Sur l’éducation et l’emploi, Jean Pisani-Ferry admet qu’il y aura des « frottements » « sur l’autonomie des établissements, les salaires des enseignants, les réformes du marché du travail ». Mais prétend-il, « la finalité d’ensemble est commune, comme elle l’est d’ailleurs avec le PC et EELV ». « La question, ajoute-t-il, est de savoir si elle peut, d’un même mouvement, rassembler la droite ».

On est vraiment sur du Michel Blanc : « Vas-y fonce ! On ne sait jamais. Sur un malentendu ça peut marcher ! »

« La question de la sécurité et de l’immigration »

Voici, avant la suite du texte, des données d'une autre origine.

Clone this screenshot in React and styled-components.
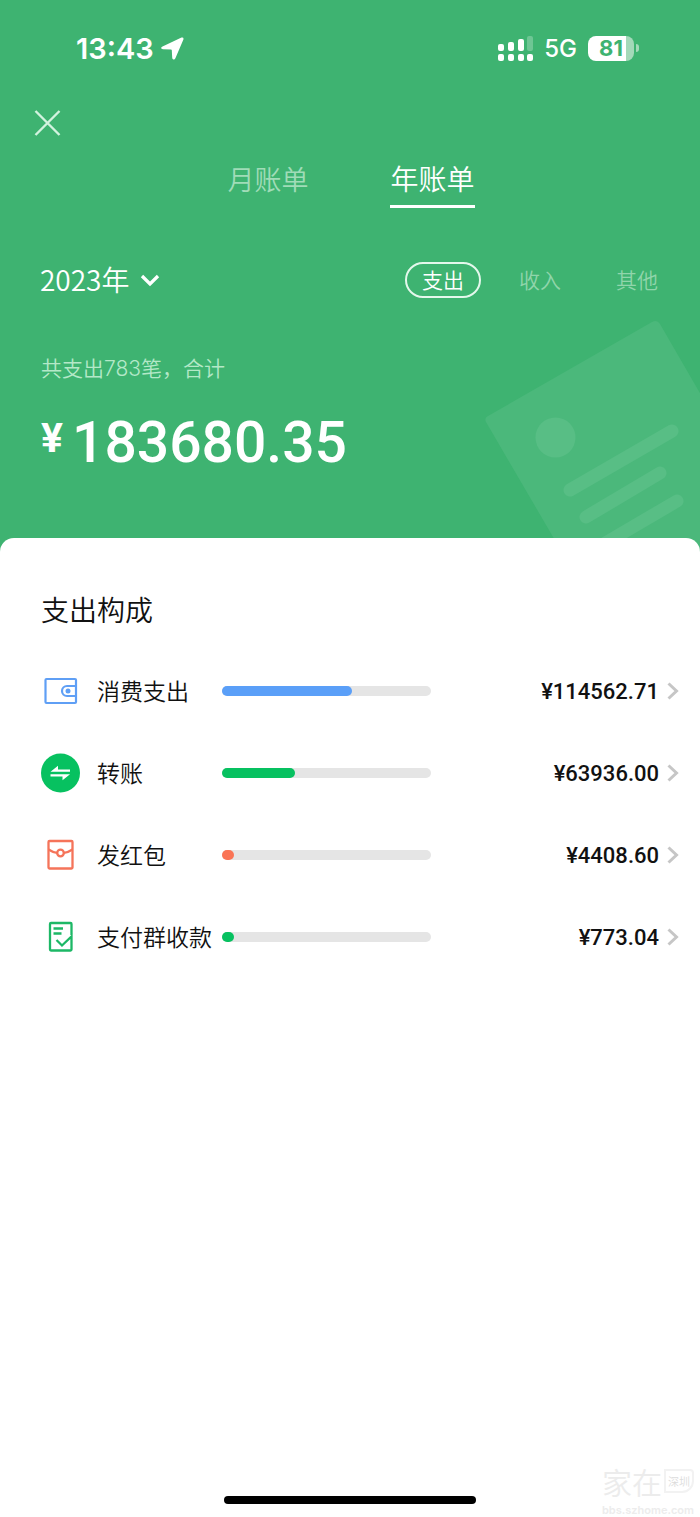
import React, { useState } from "react";
import styled, { createGlobalStyle } from "styled-components";

const GlobalStyle = createGlobalStyle`
  * {
    box-sizing: border-box;
  }

  body {
    margin: 0;
    background: #fff;
    color: #111;
    font-family: "Noto Sans CJK SC", "Noto Sans", sans-serif;
    font-weight: 350;
  }

  button,
  select {
    margin: 0;
    padding: 0;
    border: 0;
    background: none;
    color: inherit;
    font: inherit;
    cursor: pointer;
  }
`;

const Page = styled.div`
  position: relative;
  display: flex;
  flex-direction: column;
  min-height: 100vh;
`;

const Header = styled.header`
  position: relative;
  overflow: hidden;
  padding-bottom: 79px;
  background: #3eb371;
  color: #fff;
`;

const StatusBar = styled.div`
  display: flex;
  align-items: center;
  justify-content: space-between;
  height: 96px;
  padding: 0 61px 0 76px;
  font-family: Inter, sans-serif;
`;

const StatusGroup = styled.div`
  display: flex;
  align-items: center;
  gap: ${({ $gap }) => $gap}px;
`;

const Clock = styled.span`
  font-size: 29px;
  font-weight: 600;
`;

const Network = styled.span`
  font-size: 24px;
  font-weight: 500;
`;

const Battery = styled.div`
  display: flex;
  align-items: center;
  gap: 2px;
`;

const BatteryBody = styled.span`
  width: 46px;
  border-radius: 8px;
  background: linear-gradient(90deg, #fff 82%, #a3d9b9 82%);
  color: #3eb371;
  font-size: 22px;
  font-weight: 700;
  line-height: 25px;
  text-align: center;
`;

const BatteryTip = styled.span`
  width: 3px;
  height: 8px;
  border-radius: 0 4px 4px 0;
  background: #a3d9b9;
`;

const CloseRow = styled.div`
  display: flex;
  align-items: center;
  height: 54px;
  padding-left: 34px;
`;

const CloseButton = styled.button`
  display: flex;
`;

const Tabs = styled.nav`
  display: flex;
  justify-content: center;
  gap: 82px;
  padding: 8px 0 0 2px;
`;

const Tab = styled.button`
  height: 50px;
  padding-bottom: 6px;
  border-bottom: 3px solid ${({ $active }) => ($active ? "#fff" : "transparent")};
  color: ${({ $active }) => ($active ? "#fff" : "#a0dcb8")};
  font-size: ${({ $active }) => ($active ? 28 : 27)}px;
  line-height: 41px;
`;

const FilterRow = styled.div`
  display: flex;
  align-items: center;
  justify-content: space-between;
  padding: 54px 25px 0 40px;
`;

const YearPicker = styled.label`
  display: flex;
  align-items: center;
  gap: 10px;
`;

const YearSelect = styled.select`
  appearance: none;
  outline: none;
  height: 36px;
  padding-bottom: 2px;
  font-size: 28px;
  line-height: 34px;

  option {
    color: #191919;
  }
`;

const Chips = styled.div`
  display: flex;
  gap: 21px;
`;

const Chip = styled.button`
  height: 36px;
  padding: 0 15px 2px;
  border: 2px solid ${({ $active }) => ($active ? "#e4f8ec" : "transparent")};
  border-radius: 18px;
  color: ${({ $active }) => ($active ? "#fff" : "#90d5ab")};
  font-size: 21px;
  line-height: 30px;
`;

const Summary = styled.p`
  margin: 56px 0 0;
  padding: 0 41px;
  color: #b4e8c8;
  font-family: Inter, "Noto Sans CJK SC", sans-serif;
  font-size: 21px;
  line-height: 30px;
`;

const Total = styled.div`
  display: flex;
  align-items: flex-start;
  gap: 9px;
  margin-top: 27px;
  padding: 0 41px;
  font-family: Roboto, sans-serif;
  font-size: 57px;
  font-weight: 500;
  line-height: 64px;
`;

const Currency = styled.span`
  font-size: 41px;
  font-weight: 700;
  line-height: 54px;
`;

const BillArt = styled.svg`
  position: absolute;
  right: 0;
  bottom: 0;
`;

const Card = styled.main`
  position: relative;
  flex: 1;
  margin-top: -16px;
  padding: 51px 21px 40px 41px;
  border-radius: 14px 14px 0 0;
  background: #fff;
`;

const CardTitle = styled.h2`
  margin: 0 0 21px;
  font-size: 28px;
  font-weight: 350;
  line-height: 40px;
`;

const List = styled.ul`
  margin: 0;
  padding: 0;
  list-style: none;
`;

const Row = styled.button`
  display: grid;
  grid-template-columns: 40px 125px minmax(0, 1fr) minmax(0, 1fr) 12px;
  align-items: center;
  width: 100%;
  height: 82px;
  text-align: left;
`;

const RowIcon = styled.svg`
  display: block;
`;

const RowLabel = styled.span`
  padding: 0 0 2px 16px;
  font-size: 23px;
  line-height: 32px;
  white-space: nowrap;
`;

const Track = styled.span`
  display: block;
  height: 10px;
  margin: 0 6px 0 16px;
  border-radius: 5px;
  background: #e5e5e5;
`;

const Fill = styled.span`
  display: block;
  height: 10px;
  min-width: 12px;
  border-radius: 5px;
  background: ${({ $color }) => $color};
`;

const Amount = styled.span`
  padding-right: 8px;
  font-family: Roboto, sans-serif;
  font-size: 22px;
  font-weight: 500;
  text-align: right;
`;

const HomeBar = styled.div`
  align-self: center;
  width: 36%;
  height: 8px;
  margin-bottom: 13px;
  border-radius: 4px;
  background: #000;
`;

const Watermark = styled.div`
  position: absolute;
  right: 6px;
  bottom: 0;
  display: flex;
  flex-direction: column;
  color: #ececec;
`;

const WatermarkTop = styled.div`
  display: flex;
  align-items: center;
  gap: 2px;
  font-size: 30px;
  line-height: 44px;
`;

const WatermarkCity = styled.span`
  padding: 0 2px;
  border: 2px solid #f2f2f2;
  border-radius: 0 4px 12px 0;
  color: #dcdcdc;
  font-size: 11px;
  line-height: 20px;
`;

const WatermarkSite = styled.span`
  font-family: Inter, sans-serif;
  font-size: 11px;
  font-weight: 600;
  line-height: 14px;
`;

const WalletIcon = () => (
  <RowIcon width="40" height="40" viewBox="0 0 40 40" fill="none" stroke="#5f9ff5" strokeWidth="2.2">
    <rect x="4.500" y="8" width="30.500" height="24" rx="1" />
    <path d="M35 15H26a5 5 0 0 0 0 10H35" />
    <circle cx="27" cy="20" r="2.500" fill="#5f9ff5" stroke="none" />
  </RowIcon>
);

const TransferIcon = () => (
  <RowIcon width="40" height="40" viewBox="0 0 40 40">
    <circle cx="19.500" cy="20" r="19.500" fill="#07c160" />
    <path d="M9.500 18.800L17 12.800V16.600H29V18.800z" fill="#fff" />
    <path d="M29 21.200L21.500 27.200V23.400H9.500V21.200z" fill="#fff" />
  </RowIcon>
);

const RedPacketIcon = () => (
  <RowIcon width="40" height="40" viewBox="0 0 40 40" fill="none" stroke="#f5745a" strokeWidth="2.300">
    <rect x="7.500" y="6" width="24" height="27.500" rx="1" />
    <path d="M7.500 14.500c3 2 5.500 3 8.500 3.300M23 17.800c3-.3 5.500-1.300 8.500-3.300" />
    <circle cx="19.500" cy="18" r="3.300" />
  </RowIcon>
);

const GroupPayIcon = () => (
  <RowIcon width="40" height="40" viewBox="0 0 40 40" fill="none" stroke="#1db866" strokeWidth="2.300">
    <path d="M30.500 18V7a1 1 0 0 0-1-1H10a1 1 0 0 0-1 1V32.500a1 1 0 0 0 1 1H29.500a1 1 0 0 0 1-1V19.500L21 28.500L15.500 23" />
    <path d="M12.500 11.500H22M12.500 16.500H20.500" />
  </RowIcon>
);

const Chevron = () => (
  <svg width="12" height="18" viewBox="0 0 12 18" fill="none" stroke="#c6c6c6" strokeWidth="3">
    <path d="M1.500 1.500L9.500 9L1.500 16.500" />
  </svg>
);

const total = 183680.35;

const items = [
  { label: "消费支出", value: 114562.71, color: "#5a9ff8", Icon: WalletIcon },
  { label: "转账", value: 63936, color: "#07c160", Icon: TransferIcon },
  { label: "发红包", value: 4408.6, color: "#fa7455", Icon: RedPacketIcon },
  { label: "支付群收款", value: 773.04, color: "#07c160", Icon: GroupPayIcon },
];

function App() {
  const [tab, setTab] = useState("年账单");
  const [kind, setKind] = useState("支出");
  const [year, setYear] = useState("2023年");

  return (
    <Page>
      <GlobalStyle />
      <Header>
        <BillArt width="220" height="236" viewBox="0 0 220 236">
          <path
            d="M8 98L172 4Q177 1 180 6L240 110V236H83L6 104Q4 100 8 98z"
            fill="#4bb87b"
          />
          <circle cx="75.500" cy="119.500" r="20" fill="#58be85" />
          <path
            d="M90 172L192 113M106 199L180 155M110 234L197 183"
            stroke="#58be85"
            strokeWidth="13"
            strokeLinecap="round"
          />
        </BillArt>
        <StatusBar>
          <StatusGroup $gap={7}>
            <Clock>13:43</Clock>
            <svg width="23" height="23" viewBox="0 0 23 23">
              <path
                d="M1.500 9.500L20.500 .6Q23 0 22.400 2.500L14.500 21Q13.500 23.200 12 22.300Q11.300 22 11.200 20.500L10.800 13.200Q10.700 12.500 10 12.400L2 12.200Q-1.500 11.500 1.500 9.500z"
                fill="#fff"
              />
            </svg>
          </StatusGroup>
          <StatusGroup $gap={11}>
            <svg width="35" height="25" viewBox="0 0 35 25" fill="#fff">
              <rect x="0" y="8" width="6" height="7" rx="2" />
              <rect x="10" y="6" width="6" height="9" rx="2" />
              <rect x="20" y="3" width="6" height="12" rx="2" />
              <rect x="29" y="0" width="6" height="15" rx="2" opacity=".25" />
              <rect x="0" y="18" width="6" height="7" rx="2" />
              <rect x="10" y="18" width="6" height="7" rx="2" />
              <rect x="20" y="18" width="6" height="7" rx="2" />
              <rect x="29" y="18" width="6" height="7" rx="2" />
            </svg>
            <Network>5G</Network>
            <Battery>
              <BatteryBody>81</BatteryBody>
              <BatteryTip />
            </Battery>
          </StatusGroup>
        </StatusBar>
        <CloseRow>
          <CloseButton aria-label="关闭">
            <svg width="27" height="27" viewBox="0 0 27 27" stroke="#d2f3df" strokeWidth="2.400">
              <path d="M1.500 1L25.500 25M25.500 1L1.500 25" />
            </svg>
          </CloseButton>
        </CloseRow>
        <Tabs>
          {["月账单", "年账单"].map((name) => (
            <Tab key={name} $active={tab === name} onClick={() => setTab(name)}>
              {name}
            </Tab>
          ))}
        </Tabs>
        <FilterRow>
          <YearPicker>
            <YearSelect
              aria-label="年份"
              value={year}
              onChange={(e) => setYear(e.target.value)}
            >
              <option>2023年</option>
              <option>2022年</option>
            </YearSelect>
            <svg width="20" height="13" viewBox="0 0 20 13" fill="none" stroke="#fff" strokeWidth="3.300">
              <path d="M2 2L10 10L18 2" />
            </svg>
          </YearPicker>
          <Chips>
            {["支出", "收入", "其他"].map((name) => (
              <Chip key={name} $active={kind === name} onClick={() => setKind(name)}>
                {name}
              </Chip>
            ))}
          </Chips>
        </FilterRow>
        <Summary>共支出783笔，合计</Summary>
        <Total>
          <Currency>¥</Currency>
          <span>{total.toFixed(2)}</span>
        </Total>
      </Header>
      <Card>
        <CardTitle>支出构成</CardTitle>
        <List>
          {items.map(({ label, value, color, Icon }) => (
            <li key={label}>
              <Row>
                <Icon />
                <RowLabel>{label}</RowLabel>
                <Track>
                  <Fill $color={color} style={{ width: `${(value / total) * 100}%` }} />
                </Track>
                <Amount>¥{value.toFixed(2)}</Amount>
                <Chevron />
              </Row>
            </li>
          ))}
        </List>
      </Card>
      <HomeBar />
      <Watermark>
        <WatermarkTop>
          家在<WatermarkCity>深圳</WatermarkCity>
        </WatermarkTop>
        <WatermarkSite>bbs.szhome.com</WatermarkSite>
      </Watermark>
    </Page>
  );
}

export default App;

Mais ce n’est pas tout. Ce ne seront pas, admet Jean Pisani-Ferry, les seuls sujets de frictions. Et les compromis sur les autres sont encore plus difficiles à réaliser.

Il y a d’abord la fiscalité. Jean Pisani-Ferry alerte la Macronie, le pas d’impôts ne pourra pas tenir : « Face à l’accumulation patrimoniale et à la transition écologique, les seules réponses par l’égalité des chances ne sont plus convaincantes ». « Il suffit, ajoute-t-il, de s’adresser à un amphi d’étudiants pour réaliser combien l’inégalité est aujourd’hui devenue intolérable ».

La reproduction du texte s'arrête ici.